The fabulous science-fiction author Arthur C. Clarke once wrote " Any sufficiently advanced technology is indistinguishable from magic."
Sorta sums it up. 
Tonic, do you mean Heron's ball? Yes, probably the most "bizarre" invention of the antics. I wonder if Heron came to the idea of a steam machine but decided not to realize it - or if he didnt come to that idea.
Tonic, do you mean Heron's ball?
Yes, Heron's ball. A quick check on Wikipedia reveals it's called an aeolipile.
I wonder if Heron came to the idea of a steam machine but decided not to realize it - or if he didnt come to that idea.
That is precisely the scenario suggested by a documentary of Heron on the History Channel. Either he never realized the true capabilities of steam power, or perhaps he did realize the capabilities, but did not pursue them in favor of cheap and plentiful slave labor.
How would you explain credit cards or the internal combustion engine to Aristotle, or explain the Internet to Thomas Edison? Is my alternate history interest running away?

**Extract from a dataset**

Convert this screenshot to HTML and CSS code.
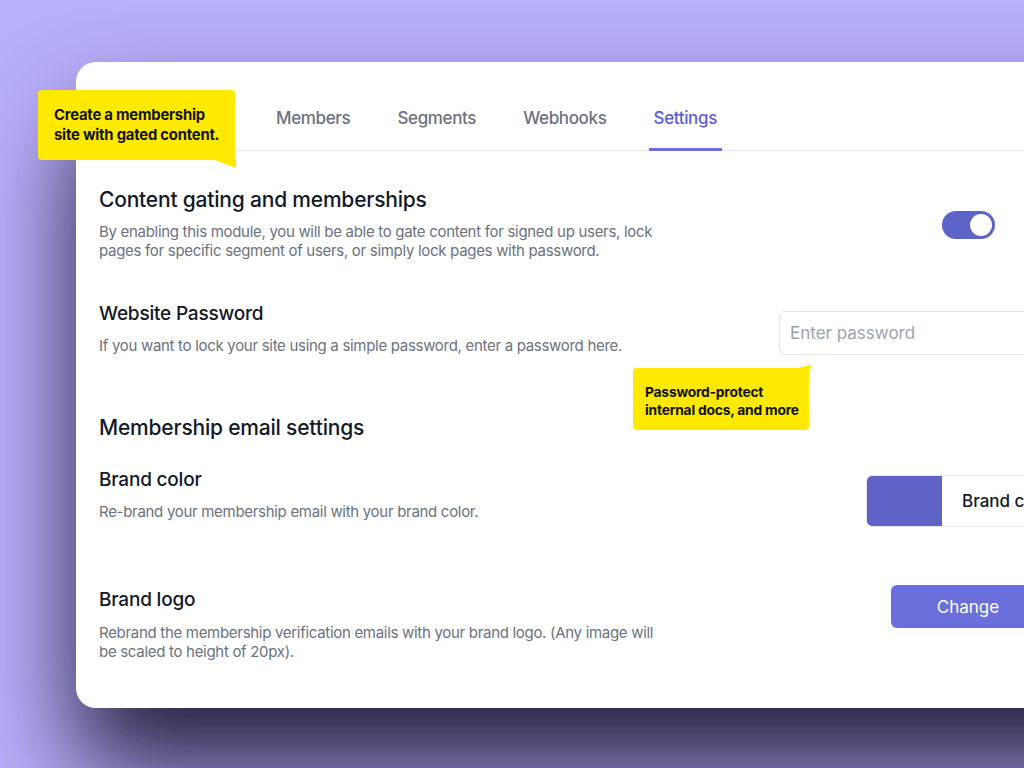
FILE: index.html
```html
<!DOCTYPE html>
<html lang="en">
<head>
    <meta charset="UTF-8">
    <title>Settings</title>
    <link rel="stylesheet" href="styles.css">
</head>
<body>
    <div class="stage">
        <div class="card">
            <nav class="tabs">
                <a class="tab">Members</a>
                <a class="tab">Segments</a>
                <a class="tab">Webhooks</a>
                <a class="tab active">Settings</a>
            </nav>

            <div class="content">
                <div class="row row-gating">
                    <div class="text">
                        <h2>Content gating and memberships</h2>
                        <p>By enabling this module, you will be able to gate content for signed up users, lock pages for specific segment of users, or simply lock pages with password.</p>
                    </div>
                    <div class="control">
                        <span class="toggle"><span class="knob"></span></span>
                    </div>
                </div>

                <div class="row row-password">
                    <div class="text">
                        <h3>Website Password</h3>
                        <p>If you want to lock your site using a simple password, enter a password here.</p>
                    </div>
                    <div class="control">
                        <input class="password" type="text" placeholder="Enter password">
                    </div>
                </div>

                <h2 class="section-title">Membership email settings</h2>

                <div class="row row-color">
                    <div class="text">
                        <h3>Brand color</h3>
                        <p>Re-brand your membership email with your brand color.</p>
                    </div>
                    <div class="control">
                        <div class="color-field">
                            <span class="swatch"></span>
                            <span class="color-label">Brand color</span>
                        </div>
                    </div>
                </div>

                <div class="row row-logo">
                    <div class="text">
                        <h3>Brand logo</h3>
                        <p>Rebrand the membership verification emails with your brand logo. (Any image will be scaled to height of 20px).</p>
                    </div>
                    <div class="control">
                        <button class="change-btn">Change</button>
                    </div>
                </div>
            </div>
        </div>

        <!-- подсказки поверх карточки -->
        <div class="callout callout-top">Create a membership<br>site with gated content.</div>
        <div class="callout callout-mid">Password-protect<br>internal docs, and more</div>
    </div>
</body>
</html>
```

FILE: styles.css
```css
* {
    box-sizing: border-box;
}
html, body {
    margin: 0;
    height: 100%;
    overflow: hidden;
}
body {
    background: #b9b0fc;
    font-family: Inter, "Noto Sans", sans-serif;
    color: #111827;
}
.stage {
    position: relative;
    height: 768px;
    padding: 62px 0 0 76px;
}
.card {
    width: 1100px;
    background: #fff;
    border-radius: 20px 0 0 20px;
    box-shadow: 0 60px 100px rgba(30, 24, 50, 0.95);
}

/* табы */
.tabs {
    display: flex;
    align-items: flex-end;
    gap: 37px;
    height: 89px;
    padding-left: 195px;
    border-bottom: 1px solid #e5e7eb;
}
.tab {
    padding: 0 5px 18px;
    margin-bottom: -1px;
    font-size: 17px;
    line-height: 24px;
    font-weight: 500;
    letter-spacing: -0.35px;
    color: #6b7280;
    border-bottom: 3px solid transparent;
}
.tab.active {
    color: #5b61d1;
    border-bottom-color: #6a6fdc;
}

.content {
    padding: 35px 23px 47px;
}
.row {
    display: flex;
    align-items: flex-start;
}
.text {
    width: 580px;
    flex-shrink: 0;
}
.control {
    flex: 1;
    padding-left: 100px;
}
h2, h3, p {
    margin: 0;
}
h2 {
    font-size: 21px;
    line-height: 28px;
    font-weight: 500;
    letter-spacing: -0.2px;
}
h3 {
    font-size: 19px;
    line-height: 26px;
    font-weight: 500;
    letter-spacing: -0.2px;
}
p {
    margin-top: 9px;
    max-width: 560px;
    font-size: 15px;
    line-height: 19px;
    letter-spacing: -0.3px;
    color: #6b7280;
}
h2 + p {
    margin-top: 8px;
}
.row-logo p {
    margin-top: 10px;
}

.row-password {
    margin-top: 41px;
}
.section-title {
    margin-top: 59px;
}
.row-color {
    margin-top: 25px;
}
.row-logo {
    margin-top: 60px;
}

/* переключатель */
.toggle {
    display: block;
    width: 53px;
    height: 28px;
    margin: 25px 0 0 163px;
    border-radius: 14px;
    background: #5c63c9;
    position: relative;
}
.knob {
    position: absolute;
    right: 3px;
    top: 3px;
    width: 22px;
    height: 22px;
    border-radius: 50%;
    background: #fff;
}

.password {
    display: block;
    width: 320px;
    height: 44px;
    margin-top: 10px;
    padding: 0 10px;
    border: 1px solid #e2e4e9;
    border-radius: 6px;
    font-family: inherit;
    font-size: 17px;
    color: #111827;
    outline: none;
}
.password::placeholder {
    color: #9ca3af;
}

.color-field {
    display: flex;
    align-items: center;
    width: 300px;
    height: 52px;
    margin: 8px 0 0 87px;
    border: 1px solid #e8e9ee;
    border-radius: 6px;
    overflow: hidden;
}
.swatch {
    width: 75px;
    height: 100%;
    background: #5e63c5;
}
.color-label {
    padding-left: 20px;
    font-size: 17px;
    font-weight: 500;
}

.change-btn {
    display: block;
    width: 154px;
    height: 43px;
    margin: -2px 0 0 112px;
    border: none;
    border-radius: 6px;
    background: #6a6fdc;
    color: #fff;
    font-family: inherit;
    font-size: 17px;
    cursor: pointer;
}

/* жёлтые подсказки */
.callout {
    position: absolute;
    background: #ffe900;
    color: #111;
    font-weight: 700;
    border-radius: 4px;
}
.callout::after {
    content: "";
    position: absolute;
    background: #ffe900;
}
.callout-top {
    left: 38px;
    top: 90px;
    width: 197px;
    height: 70px;
    padding: 15px 0 0 16px;
    font-size: 14.8px;
    line-height: 20px;
    letter-spacing: -0.2px;
}
.callout-top::after {
    right: -1px;
    bottom: -8px;
    width: 24px;
    height: 9px;
    clip-path: polygon(0 0, 100% 0, 100% 100%);
}
.callout-mid {
    left: 633px;
    top: 368px;
    width: 176px;
    height: 62px;
    padding: 15px 0 0 12px;
    font-size: 13.8px;
    line-height: 18px;
    letter-spacing: -0.2px;
    border-top-right-radius: 0;
}
.callout-mid::after {
    right: -2px;
    top: -3px;
    width: 18px;
    height: 4px;
    clip-path: polygon(0 100%, 100% 0, 100% 100%);
}
```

I guess those people had such high intellectual capacities that they would understand it anyway, when exposed to them and the learning material. Something tells me both Aristotle and Edison were people who would've obsessively sucked up the substantial new knowledge generated since their deaths.
But perhaps you mean, since this is theoretical anyway, how would you put it in terms that they would understand immediately, without access to twenty-first century knowledge? I truly don't know. I'm not sure I know how an internal combustion engine works, so that's a harder nut to crack than the internet. Perhaps by showing the concept of hypertext, and then sketching up the idea of a computing machine, and its links to other computing machines, and the idea that code could turn them into two-way communicators that could trasfer information, much of it in the earlier explained hypertext format. Hmm.
I think it's an interesting challenge, so no, your alternate history interest isn't running away, at least not in this instance.